I see that the light coming into the room is casting shadows, if that's the case it's unlikely that we'd see any reflections. Inside, reflections tend only to be visible at night time.

This may be a fiddly point that's not worth you bothering about though!

markbilly

There are only two sloping windows in the game - the rest are totally vertical. So it might be wise to keep the reflections there for consistency. I made turn them down a bit though, and try and add some reflections from inside, like of the neon lights.

Most importantly, though, is sorting out some detail on the other background.
 

Jim Reed

If I can be a bit nitpicky, I'd say that the shadows on the back wall aren't consitent. It's hard to explain, and harder for me to draw it accurately.

markbilly

Any ideas what's up with them? As far as I know they are technically correct.
 

Ryan Timothy B

Well with what Jim mentioned about the light source (2nd background), the only reason I feel it looks odd is because the shadows follow perspective. For the shadows to follow perspective the sun would have to directly behind the camera. It makes things pretty boring and simple, not to mention the crazy odds considering it would have to be the perfect time of the day for the sun to cast shadows in that direction.

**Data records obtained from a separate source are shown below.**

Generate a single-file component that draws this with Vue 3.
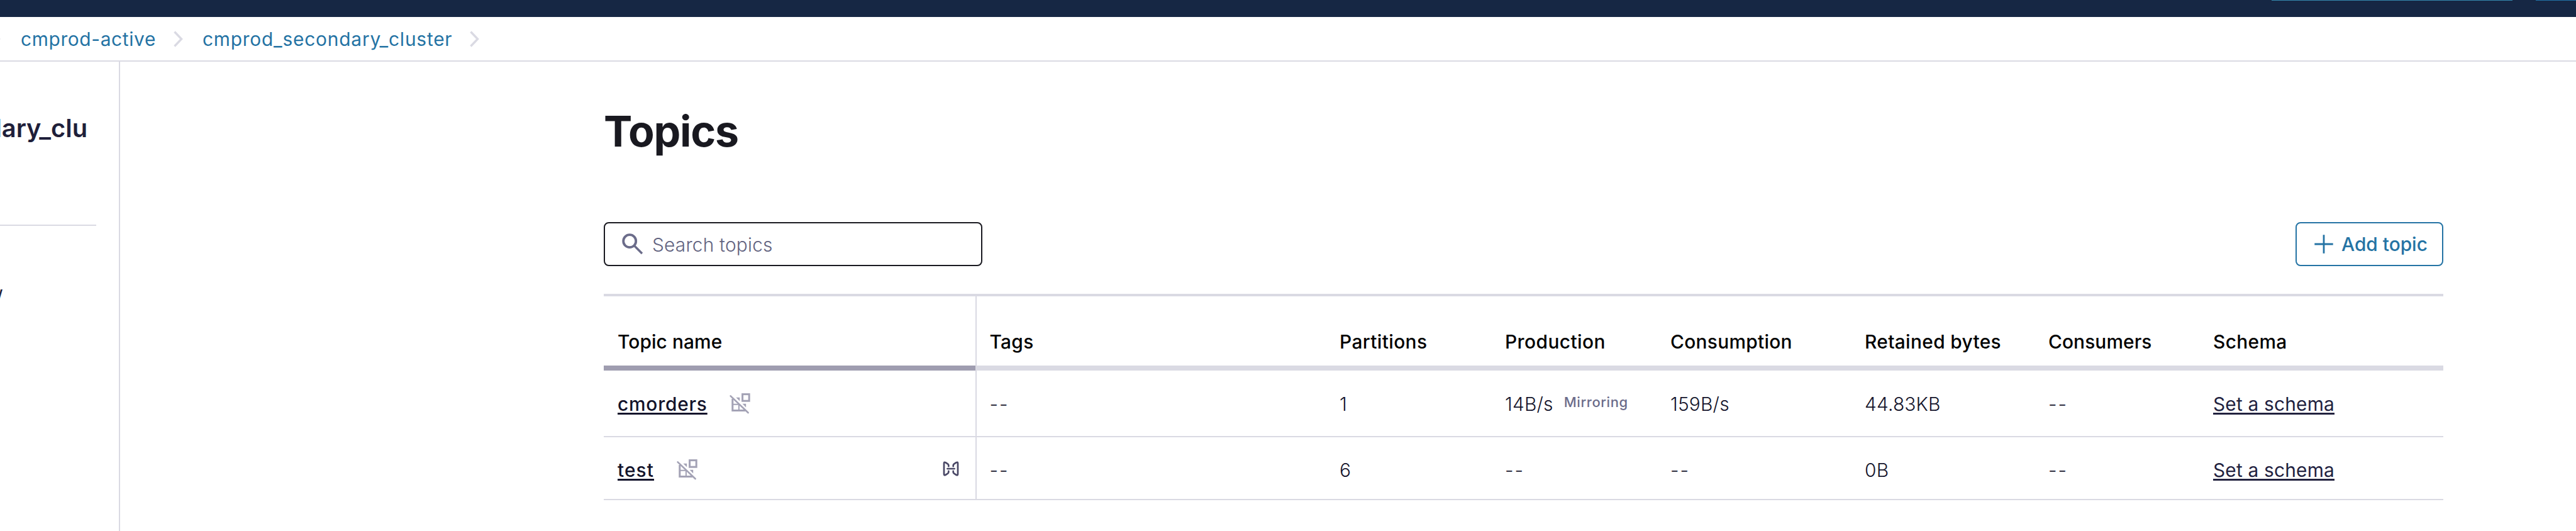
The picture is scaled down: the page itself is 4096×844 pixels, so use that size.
<script setup>
const columns = [
  { key: 'name', label: 'Topic name', track: 0.1 },
  { key: 'tags', label: 'Tags', track: 0.3 },
  { key: 'partitions', label: 'Partitions', track: 0.4 },
  { key: 'production', label: 'Production', track: 0.45 },
  { key: 'consumption', label: 'Consumption', track: 0.3 },
  { key: 'retained', label: 'Retained bytes', track: 0.35 },
  { key: 'consumers', label: 'Consumers', track: 0.1 },
  { key: 'schema', label: 'Schema', track: 0.35 },
]

const topics = [
  {
    name: 'cmorders', tags: '--', partitions: '1', production: '14B/s', mirroring: true,
    consumption: '159B/s', retained: '44.83KB', consumers: '--', linked: false,
  },
  {
    name: 'test', tags: '--', partitions: '6', production: '--', mirroring: false,
    consumption: '--', retained: '0B', consumers: '--', linked: true,
  },
]

const plainKeys = ['tags', 'partitions', 'production', 'consumption', 'retained', 'consumers']
</script>

<template>
  <div class="page">
    <header class="navbar">
      <span class="nav-box"></span>
      <span class="nav-button"></span>
    </header>

    <nav class="crumbs">
      <svg class="chevron first" viewBox="0 0 16 26"><path d="M2.5 1.5L13.5 13L2.5 24.5" /></svg>
      <a class="crumb">cmprod-active</a>
      <svg class="chevron" viewBox="0 0 16 26"><path d="M2.5 1.5L13.5 13L2.5 24.5" /></svg>
      <a class="crumb wide">cmprod_secondary_cluster</a>
      <svg class="chevron" viewBox="0 0 16 26"><path d="M2.5 1.5L13.5 13L2.5 24.5" /></svg>
    </nav>

    <div class="body">
      <aside class="sidebar">
        <div class="cluster"><span>dary_clu</span></div>
        <div class="rule"></div>
        <div class="side-link"><span>w</span></div>
      </aside>

      <main class="main">
        <h1 class="title">Topics</h1>

        <div class="toolbar">
          <div class="search">
            <svg class="search-icon" viewBox="0 0 34 34">
              <circle cx="12.2" cy="12.2" r="10" />
              <path d="M19.5 19.5L32 32" />
            </svg>
            <span class="placeholder">Search topics</span>
          </div>
          <button class="add">
            <svg class="plus" viewBox="0 0 32 32"><path d="M16 1.3V30.7M1.3 16H30.7" /></svg>
            <span class="add-label">Add topic</span>
          </button>
        </div>

        <section class="table">
          <div class="row head">
            <div v-for="c in columns" :key="c.key" class="cell" :class="c.key">
              <span :style="{ letterSpacing: c.track + 'px' }">{{ c.label }}</span>
            </div>
          </div>

          <div v-for="t in topics" :key="t.name" class="row entry" :class="{ last: t.linked }">
            <div class="cell name">
              <a class="topic">{{ t.name }}</a>
              <svg class="no-catalog" viewBox="0 0 38 38">
                <path class="pane" d="M6.8 11V29.4H27" />
                <path class="thin" d="M7 19.8H16.5M16.9 20V29" />
                <path class="fill" d="M12.4 8.8H18.2V14.4ZM22.6 18.8H28.2V24.4Z" />
                <rect class="pane" x="22.6" y="3.6" width="10.6" height="10.6" />
                <path class="slash" d="M3.6 6.4L31.6 33" />
              </svg>
              <svg v-if="t.linked" class="mirror" viewBox="0 0 30 28">
                <path d="M11.3 10.2V8.8Q11.3 7.5 10.2 6.7L6.6 4.2Q4 2.9 4 5.4V22.6Q4 25.1 6.6 23.8L10.2 21.3Q11.3 20.5 11.3 19.2V17.8" />
                <path d="M18.7 10.2V8.8Q18.7 7.5 19.8 6.7L23.4 4.2Q26 2.9 26 5.4V22.6Q26 25.1 23.4 23.8L19.8 21.3Q18.7 20.5 18.7 19.2V17.8" />
                <path d="M9.4 14H20.6" />
              </svg>
            </div>
            <div v-for="k in plainKeys" :key="k" class="cell plain" :class="k">
              <span :class="{ dash: t[k] === '--' }">{{ t[k] }}</span>
              <span v-if="k === 'production' && t.mirroring" class="tag">Mirroring</span>
            </div>
            <div class="cell schema"><a class="set">Set a schema</a></div>
          </div>
        </section>
      </main>
    </div>
  </div>
</template>

<style>
body { margin: 0; background: #fff; overflow: hidden; }
</style>

<style scoped>
.page {
  width: 4096px; height: 844px; overflow: hidden; background: #fff;
  display: flex; flex-direction: column;
  font-family: Inter, "Liberation Sans", sans-serif; font-size: 29.85px; color: #1f1f3a;
}
.page * { box-sizing: border-box; }

.navbar {
  height: 27px; flex: none; background: #162744;
  display: flex; justify-content: flex-end; align-items: flex-start; gap: 37px;
}
.nav-box { width: 383px; height: 1px; background: #3587ac; }
.nav-button { width: 64px; height: 1px; background: #2272a6; }

.crumbs {
  height: 71px; flex: none; display: flex; align-items: center;
  border-bottom: 2px solid #dadae3; line-height: 67px; white-space: nowrap;
}
.crumb { color: #2473a4; letter-spacing: 0.65px; padding-top: 2px; }
.crumb.wide { letter-spacing: 0.8px; }
.chevron { width: 16px; height: 26px; flex: none; margin: 0 31px 0 27px; }
.chevron.first { margin: 0 32px 0 -15px; }
.chevron path { fill: none; stroke: #dadae3; stroke-width: 3.4; }

.body { flex: 1; display: flex; min-height: 0; }
.sidebar { width: 191px; flex: none; border-right: 2px solid #dadae3; padding-top: 81px; }
.cluster {
  width: 139px; display: flex; justify-content: flex-end;
  font-size: 39.8px; line-height: 50px; font-weight: 600; color: #1f1f3a; white-space: nowrap;
}
.rule { width: 153px; height: 2px; margin-top: 128px; background: #dadae3; }
.side-link {
  width: 5px; margin-top: 87px; display: flex; justify-content: flex-end;
  line-height: 40px; white-space: nowrap;
}

.main { flex: 1; padding: 70px 211px 0 769px; }
.title {
  margin: 0 0 105px; font-size: 68px; line-height: 80px; font-weight: 700;
  letter-spacing: -1.2px; color: #191920;
}
.toolbar { display: flex; justify-content: space-between; height: 70px; }
.search {
  width: 602px; border: 2px solid #191920; border-radius: 8px;
  display: flex; align-items: center; padding-left: 27px; gap: 13px;
}
.search-icon { width: 34px; height: 34px; flex: none; }
.search-icon circle { fill: none; stroke: #6b6c8a; stroke-width: 3.8; }
.search-icon path { fill: none; stroke: #6b6c8a; stroke-width: 3.4; }
.placeholder { color: #62637f; font-weight: 300; letter-spacing: 0.2px; line-height: 40px; padding: 2px 0 0 1px; }
.add {
  width: 235px; border: 2px solid #2473a4; border-radius: 8px; background: #fff;
  display: flex; align-items: center; padding: 0 0 0 27px; gap: 12px;
  font: 500 29.85px/40px Inter, "Liberation Sans", sans-serif; color: #2473a4; white-space: nowrap;
}
.add-label { padding-bottom: 1px; }
.plus { width: 32px; height: 32px; flex: none; }
.plus path { fill: none; stroke: #2473a4; stroke-width: 2.8; }

.table { margin-top: 44px; border-top: 4px solid #dadae3; }
.row { display: grid; grid-template-columns: 591px 556px 263px 263px 309px 292px 263px 388px; line-height: 40px; }
.cell { padding-left: 23px; display: flex; align-items: flex-start; white-space: nowrap; }
.cell.name, .cell.schema { padding-left: 22px; }
.cell.tags { border-left: 2px solid #dadae3; padding-left: 20.5px; }

.head { height: 118px; font-weight: 500; color: #000; }
.head .cell { padding-top: 52px; border-bottom: 8px solid #dadae3; }
.head .name { border-bottom-color: #9f9db0; }

.entry { height: 106px; border-bottom: 2px solid #dadae3; }
.entry .cell { padding-top: 33px; }
.entry.last { height: 100px; }
.entry.last .cell { padding-top: 32px; }
.plain { font-weight: 300; letter-spacing: 0.2px; color: #14142b; }

.topic, .set { text-decoration: underline; text-decoration-thickness: 3px; text-underline-offset: 3px; text-decoration-skip-ink: none; }
.topic { font-weight: 500; letter-spacing: 0.8px; color: #14142b; }
.last .topic { letter-spacing: 1.1px; }
.set { letter-spacing: 0.2px; color: #22223f; }
.dash { letter-spacing: 2px; }
.tag { margin-left: 17px; font-size: 21.9px; line-height: 34px; font-weight: 500; letter-spacing: 0.6px; color: #6b6c8a; }

.no-catalog { width: 38px; height: 38px; margin: 1px 0 0 33px; flex: none; }
.last .no-catalog { margin: 1px 0 0 34px; }
.no-catalog .pane { fill: none; stroke: #a3a2b5; stroke-width: 3; }
.no-catalog .thin { fill: none; stroke: #a3a2b5; stroke-width: 2; }
.no-catalog .fill { fill: #a3a2b5; }
.no-catalog .slash { fill: none; stroke: #a3a2b5; stroke-width: 2.6; stroke-linecap: round; }
.mirror { width: 30px; height: 28px; margin: 4px 24px 0 auto; flex: none; }
.mirror path { fill: none; stroke: #4a4866; stroke-width: 2.7; stroke-linecap: round; }
</style>
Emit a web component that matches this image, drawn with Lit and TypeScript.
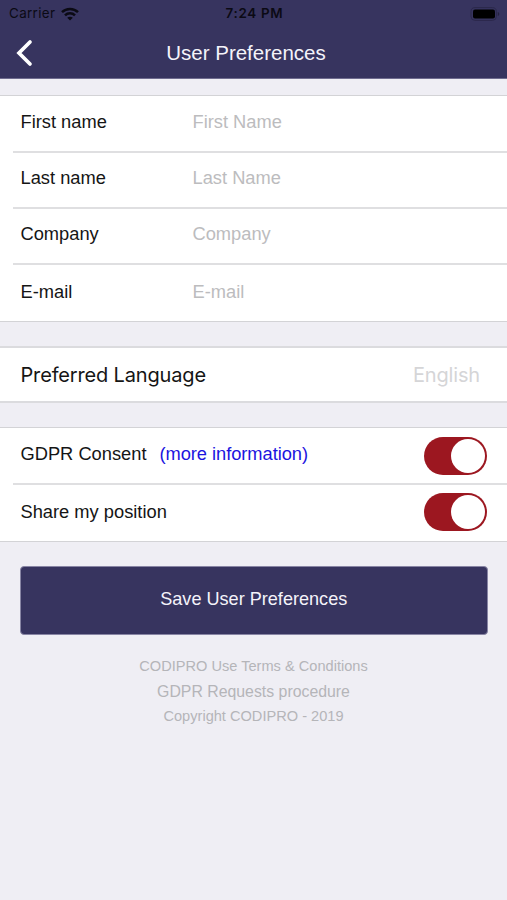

You also shouldn't be able to see the shadow from the center column. Nor should you see the left and right sides of it, unless those edges are on an angle.

The window itself would have to be at least 30 feet high. Also being about 3 or more feet off the ground. The background as a whole is a touch zoomed out and awkwardly shaped, to be blunt.


As for the window streaks on the last image you posted, perhaps using a gradient where you can see the streak at the bottom but not at the top. Unless you don't have gradients with any of your other backgrounds. I wouldn't want one background to have a different technique.